Mon souvenir d’enfance, ce sont vraiment les salles de vente, les antiquités. Et plus récemment, ce sont tous les stages que j’ai faits en manufacture. Un des plus marquants est celui chez Royal Limoges, la plus ancienne manufacture de Limoges. Le lieu est hors du temps, on a l’impression que l’usine n’a pas bougé, qu’on est resté en dix-neuf-cent. Les gestes, la transmission des gestes et tout le savoir-faire sont restés intacts. J’ai trouvé une beauté, une très grande beauté, dans la manière de façonner et de travailler. C’est grâce à ce stage que j’ai eu un énorme coup de foudre pour la porcelaine, c’est un matériau génial et passionnant. Et c’est grâce à ce stage que j’ai découvert Limoges. J’ai vraiment eu l’impression que Limoges m’ouvrait une partie de ses trésors. Ce n’est pas si évident quand on traverse Limoges les premières fois, c’est difficile d’imaginer qu’il y a des lieux magiques comme Royal Limoges avec des trésors industriels et de fabrication, et pourtant …
Et du coup, c’est comment chez vous ?
Je suis très sensible au design donc il y a quelques objets design qui se mélangent à des objets vintage et à de la porcelaine de Limoges. Et pas mal de jouets d’enfant. Pas mal de couleurs. J’ai une cour que je rêve encore plus verte, encore plus jungle, et un atelier collé à la maison.
Quel est votre dernier achat déco ?
C’est une lampe Memphis de Martine Bedin [ndlr : la lampe multicolore Super à re(découvrir) ici]. Et j’ai aussi acheté la semaine dernière trois assiettes de la céramiste Carine Tarin, bordelaise.
Et votre prochain, demain ou dans 10 ans ?
Je n’en sais rien. On verra bien !
Je crois beaucoup à l’entraide entre créateurs : vous nous recommandez des artisans ou entreprises qui valorisent le savoir-faire français et que vous aimez ?
J’encourage à aller voir le travail de Carine Tarin à Bordeaux. A Limoges, la manufacture Mérigous fait aussi de très belles choses et est labelisée « Entreprises du Patrimoine Vivant ».

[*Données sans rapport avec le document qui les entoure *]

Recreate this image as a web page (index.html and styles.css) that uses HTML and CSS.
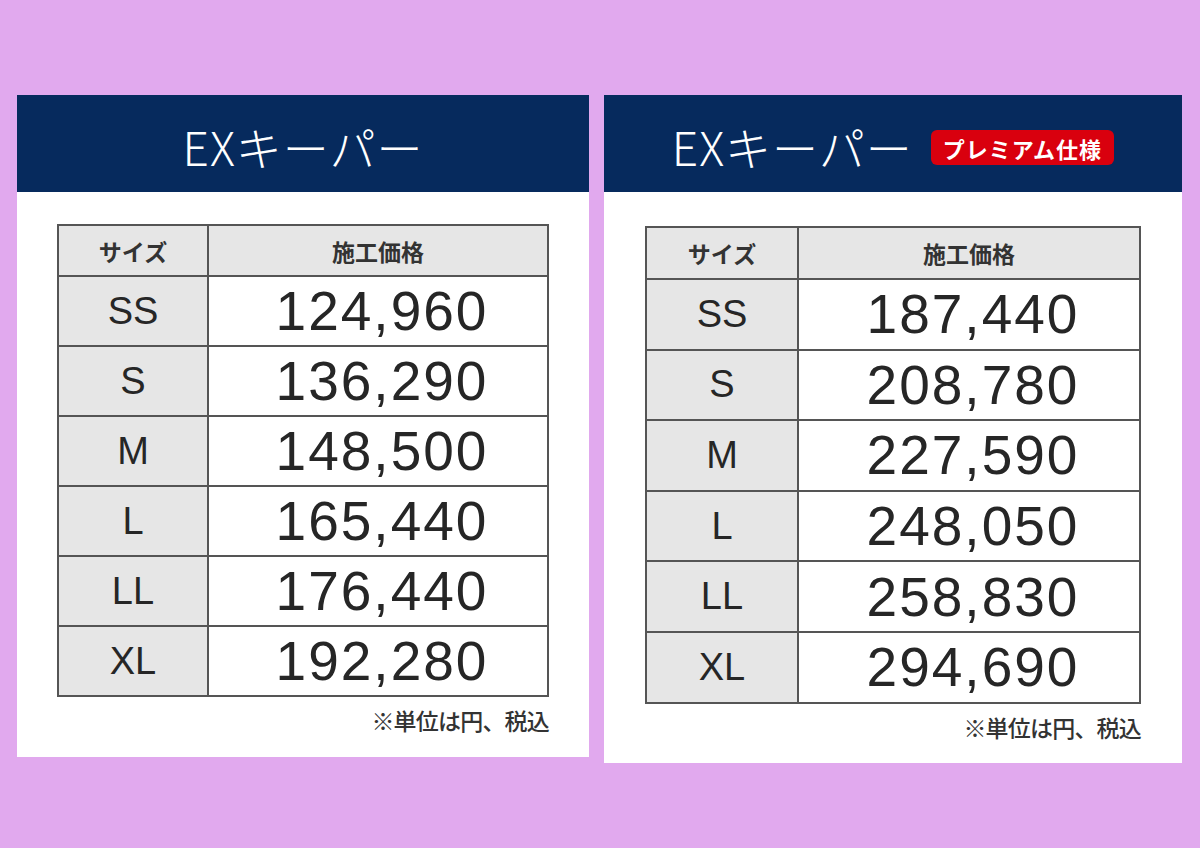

Et puis je soutiens ce courant de designers et d’artistes qui fuient les grandes villes et ouvrent des ateliers comme les miens à la campagne ou dans des plus petites villes pour gagner en espace et pour pouvoir gérer toutes les étapes de fabrication. Je pense par exemple à un super ami, Kealan Lambert, qui a fait les Beaux-Arts de Paris et qui a ouvert Le 47 Résidence dans l’Yonne. On a tendance à croire que c’est dans les grandes villes que l’on peut le plus percer, mais on gagne en espace et le réseau est plus simple dans les petites ou moyennes villes. Et je trouve ça assez chouette de venir redynamiser les petites villes.
Un secret d’alcôve à nous partager pour conclure ?
Je viens de quitter mon poste d’enseignante aux Beaux-Arts de Bordeaux et j’ai envie de donner une grosse impulsion à MASH Design.